— Directive —
Faithfully return all lines, omitting every embedded picture.

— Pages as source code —
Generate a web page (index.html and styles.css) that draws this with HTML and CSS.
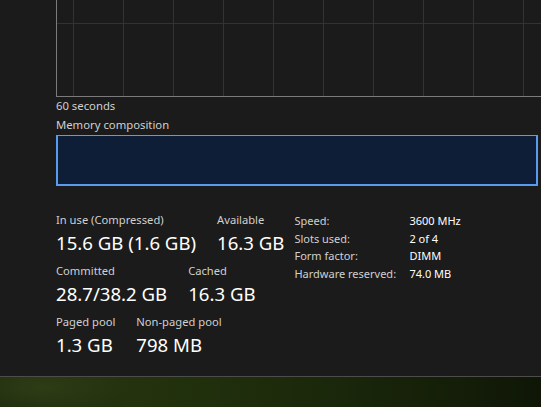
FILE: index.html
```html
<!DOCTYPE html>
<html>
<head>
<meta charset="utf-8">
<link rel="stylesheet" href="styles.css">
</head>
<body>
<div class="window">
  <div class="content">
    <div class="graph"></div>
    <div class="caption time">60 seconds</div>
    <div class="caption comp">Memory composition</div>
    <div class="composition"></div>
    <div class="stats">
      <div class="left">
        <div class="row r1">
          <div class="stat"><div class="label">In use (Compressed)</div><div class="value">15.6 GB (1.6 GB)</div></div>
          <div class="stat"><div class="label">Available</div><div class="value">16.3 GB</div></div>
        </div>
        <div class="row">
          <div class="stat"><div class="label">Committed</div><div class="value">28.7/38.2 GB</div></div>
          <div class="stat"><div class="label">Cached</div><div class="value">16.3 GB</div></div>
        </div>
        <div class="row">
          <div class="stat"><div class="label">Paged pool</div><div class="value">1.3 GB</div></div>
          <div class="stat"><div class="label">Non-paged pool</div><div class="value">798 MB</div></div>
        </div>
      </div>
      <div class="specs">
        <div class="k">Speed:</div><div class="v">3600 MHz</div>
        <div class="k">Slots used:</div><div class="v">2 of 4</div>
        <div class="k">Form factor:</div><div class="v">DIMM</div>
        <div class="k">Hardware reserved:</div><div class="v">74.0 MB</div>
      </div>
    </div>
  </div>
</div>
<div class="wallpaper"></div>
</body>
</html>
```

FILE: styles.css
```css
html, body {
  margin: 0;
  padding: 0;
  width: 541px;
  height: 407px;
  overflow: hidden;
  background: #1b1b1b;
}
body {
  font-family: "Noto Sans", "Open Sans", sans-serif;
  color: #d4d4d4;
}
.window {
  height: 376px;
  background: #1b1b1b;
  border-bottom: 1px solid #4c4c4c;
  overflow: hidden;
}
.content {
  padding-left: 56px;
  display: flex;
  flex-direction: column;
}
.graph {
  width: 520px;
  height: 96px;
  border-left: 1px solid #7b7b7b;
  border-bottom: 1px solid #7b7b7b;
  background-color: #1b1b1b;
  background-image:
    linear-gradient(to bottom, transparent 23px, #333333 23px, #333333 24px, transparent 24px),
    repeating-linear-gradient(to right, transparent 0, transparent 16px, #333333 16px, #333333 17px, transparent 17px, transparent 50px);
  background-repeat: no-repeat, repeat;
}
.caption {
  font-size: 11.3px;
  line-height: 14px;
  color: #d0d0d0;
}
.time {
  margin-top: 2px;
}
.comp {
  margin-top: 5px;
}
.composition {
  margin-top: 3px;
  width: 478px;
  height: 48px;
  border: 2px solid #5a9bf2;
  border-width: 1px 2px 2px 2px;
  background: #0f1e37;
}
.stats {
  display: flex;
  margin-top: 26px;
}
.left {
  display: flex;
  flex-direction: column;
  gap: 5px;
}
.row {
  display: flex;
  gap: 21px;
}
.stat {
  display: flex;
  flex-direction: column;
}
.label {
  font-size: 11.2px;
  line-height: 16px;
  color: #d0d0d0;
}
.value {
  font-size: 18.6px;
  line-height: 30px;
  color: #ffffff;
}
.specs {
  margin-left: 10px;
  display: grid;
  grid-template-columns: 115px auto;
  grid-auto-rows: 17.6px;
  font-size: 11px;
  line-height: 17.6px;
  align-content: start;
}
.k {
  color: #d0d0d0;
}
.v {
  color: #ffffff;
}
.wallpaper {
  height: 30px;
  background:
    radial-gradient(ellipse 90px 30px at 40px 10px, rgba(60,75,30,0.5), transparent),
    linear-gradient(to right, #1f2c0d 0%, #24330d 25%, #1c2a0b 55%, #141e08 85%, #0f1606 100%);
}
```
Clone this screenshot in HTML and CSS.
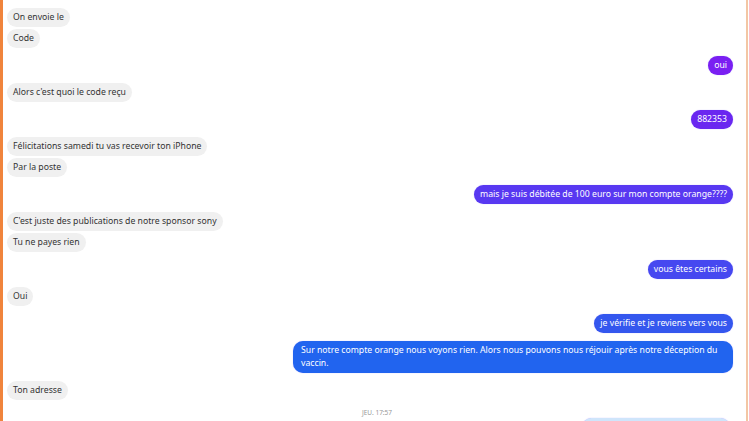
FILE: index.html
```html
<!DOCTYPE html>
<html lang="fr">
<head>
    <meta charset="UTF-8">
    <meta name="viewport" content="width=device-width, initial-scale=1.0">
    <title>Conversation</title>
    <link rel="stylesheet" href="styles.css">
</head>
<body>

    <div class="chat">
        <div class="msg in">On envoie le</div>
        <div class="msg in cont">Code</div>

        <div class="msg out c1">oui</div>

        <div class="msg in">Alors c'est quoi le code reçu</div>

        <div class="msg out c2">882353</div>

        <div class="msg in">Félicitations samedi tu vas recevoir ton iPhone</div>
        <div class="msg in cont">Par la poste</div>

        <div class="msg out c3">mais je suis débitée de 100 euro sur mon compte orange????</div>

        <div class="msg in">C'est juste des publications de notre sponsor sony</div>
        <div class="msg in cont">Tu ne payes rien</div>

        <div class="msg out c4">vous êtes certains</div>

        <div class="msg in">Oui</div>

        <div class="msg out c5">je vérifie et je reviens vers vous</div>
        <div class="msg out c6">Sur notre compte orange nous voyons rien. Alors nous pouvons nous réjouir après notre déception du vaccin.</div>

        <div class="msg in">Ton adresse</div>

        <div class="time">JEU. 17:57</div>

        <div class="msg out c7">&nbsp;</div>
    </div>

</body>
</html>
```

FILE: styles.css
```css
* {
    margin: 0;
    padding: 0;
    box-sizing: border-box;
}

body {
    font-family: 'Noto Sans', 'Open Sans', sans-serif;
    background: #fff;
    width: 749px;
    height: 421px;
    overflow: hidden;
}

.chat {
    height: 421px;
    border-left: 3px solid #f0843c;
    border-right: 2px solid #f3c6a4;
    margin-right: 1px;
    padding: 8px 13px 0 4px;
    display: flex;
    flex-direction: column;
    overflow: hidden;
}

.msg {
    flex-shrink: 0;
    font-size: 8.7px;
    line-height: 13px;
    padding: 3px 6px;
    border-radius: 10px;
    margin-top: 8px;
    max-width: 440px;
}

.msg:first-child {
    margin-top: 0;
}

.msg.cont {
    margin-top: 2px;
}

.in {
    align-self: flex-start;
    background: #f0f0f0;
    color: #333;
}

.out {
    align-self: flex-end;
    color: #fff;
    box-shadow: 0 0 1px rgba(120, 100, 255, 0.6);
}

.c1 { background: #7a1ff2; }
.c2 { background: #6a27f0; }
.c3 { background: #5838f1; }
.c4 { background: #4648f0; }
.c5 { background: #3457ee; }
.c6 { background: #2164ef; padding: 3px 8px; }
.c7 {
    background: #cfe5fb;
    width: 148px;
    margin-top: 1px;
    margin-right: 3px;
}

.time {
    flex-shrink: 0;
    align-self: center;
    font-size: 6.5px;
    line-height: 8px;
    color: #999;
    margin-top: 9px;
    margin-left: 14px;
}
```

— Answer for the task —
Generate a web page (index.html and styles.css) that draws this with HTML and CSS.
FILE: index.html
```html
<!DOCTYPE html>
<html>
<head>
<meta charset="utf-8">
<link rel="stylesheet" href="styles.css">
</head>
<body>
<div class="window">
  <div class="content">
    <div class="graph"></div>
    <div class="caption time">60 seconds</div>
    <div class="caption comp">Memory composition</div>
    <div class="composition"></div>
    <div class="stats">
      <div class="left">
        <div class="row r1">
          <div class="stat"><div class="label">In use (Compressed)</div><div class="value">15.6 GB (1.6 GB)</div></div>
          <div class="stat"><div class="label">Available</div><div class="value">16.3 GB</div></div>
        </div>
        <div class="row">
          <div class="stat"><div class="label">Committed</div><div class="value">28.7/38.2 GB</div></div>
          <div class="stat"><div class="label">Cached</div><div class="value">16.3 GB</div></div>
        </div>
        <div class="row">
          <div class="stat"><div class="label">Paged pool</div><div class="value">1.3 GB</div></div>
          <div class="stat"><div class="label">Non-paged pool</div><div class="value">798 MB</div></div>
        </div>
      </div>
      <div class="specs">
        <div class="k">Speed:</div><div class="v">3600 MHz</div>
        <div class="k">Slots used:</div><div class="v">2 of 4</div>
        <div class="k">Form factor:</div><div class="v">DIMM</div>
        <div class="k">Hardware reserved:</div><div class="v">74.0 MB</div>
      </div>
    </div>
  </div>
</div>
<div class="wallpaper"></div>
</body>
</html>
```

FILE: styles.css
```css
html, body {
  margin: 0;
  padding: 0;
  width: 541px;
  height: 407px;
  overflow: hidden;
  background: #1b1b1b;
}
body {
  font-family: "Noto Sans", "Open Sans", sans-serif;
  color: #d4d4d4;
}
.window {
  height: 376px;
  background: #1b1b1b;
  border-bottom: 1px solid #4c4c4c;
  overflow: hidden;
}
.content {
  padding-left: 56px;
  display: flex;
  flex-direction: column;
}
.graph {
  width: 520px;
  height: 96px;
  border-left: 1px solid #7b7b7b;
  border-bottom: 1px solid #7b7b7b;
  background-color: #1b1b1b;
  background-image:
    linear-gradient(to bottom, transparent 23px, #333333 23px, #333333 24px, transparent 24px),
    repeating-linear-gradient(to right, transparent 0, transparent 16px, #333333 16px, #333333 17px, transparent 17px, transparent 50px);
  background-repeat: no-repeat, repeat;
}
.caption {
  font-size: 11.3px;
  line-height: 14px;
  color: #d0d0d0;
}
.time {
  margin-top: 2px;
}
.comp {
  margin-top: 5px;
}
.composition {
  margin-top: 3px;
  width: 478px;
  height: 48px;
  border: 2px solid #5a9bf2;
  border-width: 1px 2px 2px 2px;
  background: #0f1e37;
}
.stats {
  display: flex;
  margin-top: 26px;
}
.left {
  display: flex;
  flex-direction: column;
  gap: 5px;
}
.row {
  display: flex;
  gap: 21px;
}
.stat {
  display: flex;
  flex-direction: column;
}
.label {
  font-size: 11.2px;
  line-height: 16px;
  color: #d0d0d0;
}
.value {
  font-size: 18.6px;
  line-height: 30px;
  color: #ffffff;
}
.specs {
  margin-left: 10px;
  display: grid;
  grid-template-columns: 115px auto;
  grid-auto-rows: 17.6px;
  font-size: 11px;
  line-height: 17.6px;
  align-content: start;
}
.k {
  color: #d0d0d0;
}
.v {
  color: #ffffff;
}
.wallpaper {
  height: 30px;
  background:
    radial-gradient(ellipse 90px 30px at 40px 10px, rgba(60,75,30,0.5), transparent),
    linear-gradient(to right, #1f2c0d 0%, #24330d 25%, #1c2a0b 55%, #141e08 85%, #0f1606 100%);
}
```
Clone this screenshot in HTML and CSS.
FILE: index.html
```html
<!DOCTYPE html>
<html lang="fr">
<head>
    <meta charset="UTF-8">
    <meta name="viewport" content="width=device-width, initial-scale=1.0">
    <title>Conversation</title>
    <link rel="stylesheet" href="styles.css">
</head>
<body>

    <div class="chat">
        <div class="msg in">On envoie le</div>
        <div class="msg in cont">Code</div>

        <div class="msg out c1">oui</div>

        <div class="msg in">Alors c'est quoi le code reçu</div>

        <div class="msg out c2">882353</div>

        <div class="msg in">Félicitations samedi tu vas recevoir ton iPhone</div>
        <div class="msg in cont">Par la poste</div>

        <div class="msg out c3">mais je suis débitée de 100 euro sur mon compte orange????</div>

        <div class="msg in">C'est juste des publications de notre sponsor sony</div>
        <div class="msg in cont">Tu ne payes rien</div>

        <div class="msg out c4">vous êtes certains</div>

        <div class="msg in">Oui</div>

        <div class="msg out c5">je vérifie et je reviens vers vous</div>
        <div class="msg out c6">Sur notre compte orange nous voyons rien. Alors nous pouvons nous réjouir après notre déception du vaccin.</div>

        <div class="msg in">Ton adresse</div>

        <div class="time">JEU. 17:57</div>

        <div class="msg out c7">&nbsp;</div>
    </div>

</body>
</html>
```

FILE: styles.css
```css
* {
    margin: 0;
    padding: 0;
    box-sizing: border-box;
}

body {
    font-family: 'Noto Sans', 'Open Sans', sans-serif;
    background: #fff;
    width: 749px;
    height: 421px;
    overflow: hidden;
}

.chat {
    height: 421px;
    border-left: 3px solid #f0843c;
    border-right: 2px solid #f3c6a4;
    margin-right: 1px;
    padding: 8px 13px 0 4px;
    display: flex;
    flex-direction: column;
    overflow: hidden;
}

.msg {
    flex-shrink: 0;
    font-size: 8.7px;
    line-height: 13px;
    padding: 3px 6px;
    border-radius: 10px;
    margin-top: 8px;
    max-width: 440px;
}

.msg:first-child {
    margin-top: 0;
}

.msg.cont {
    margin-top: 2px;
}

.in {
    align-self: flex-start;
    background: #f0f0f0;
    color: #333;
}

.out {
    align-self: flex-end;
    color: #fff;
    box-shadow: 0 0 1px rgba(120, 100, 255, 0.6);
}

.c1 { background: #7a1ff2; }
.c2 { background: #6a27f0; }
.c3 { background: #5838f1; }
.c4 { background: #4648f0; }
.c5 { background: #3457ee; }
.c6 { background: #2164ef; padding: 3px 8px; }
.c7 {
    background: #cfe5fb;
    width: 148px;
    margin-top: 1px;
    margin-right: 3px;
}

.time {
    flex-shrink: 0;
    align-self: center;
    font-size: 6.5px;
    line-height: 8px;
    color: #999;
    margin-top: 9px;
    margin-left: 14px;
}
```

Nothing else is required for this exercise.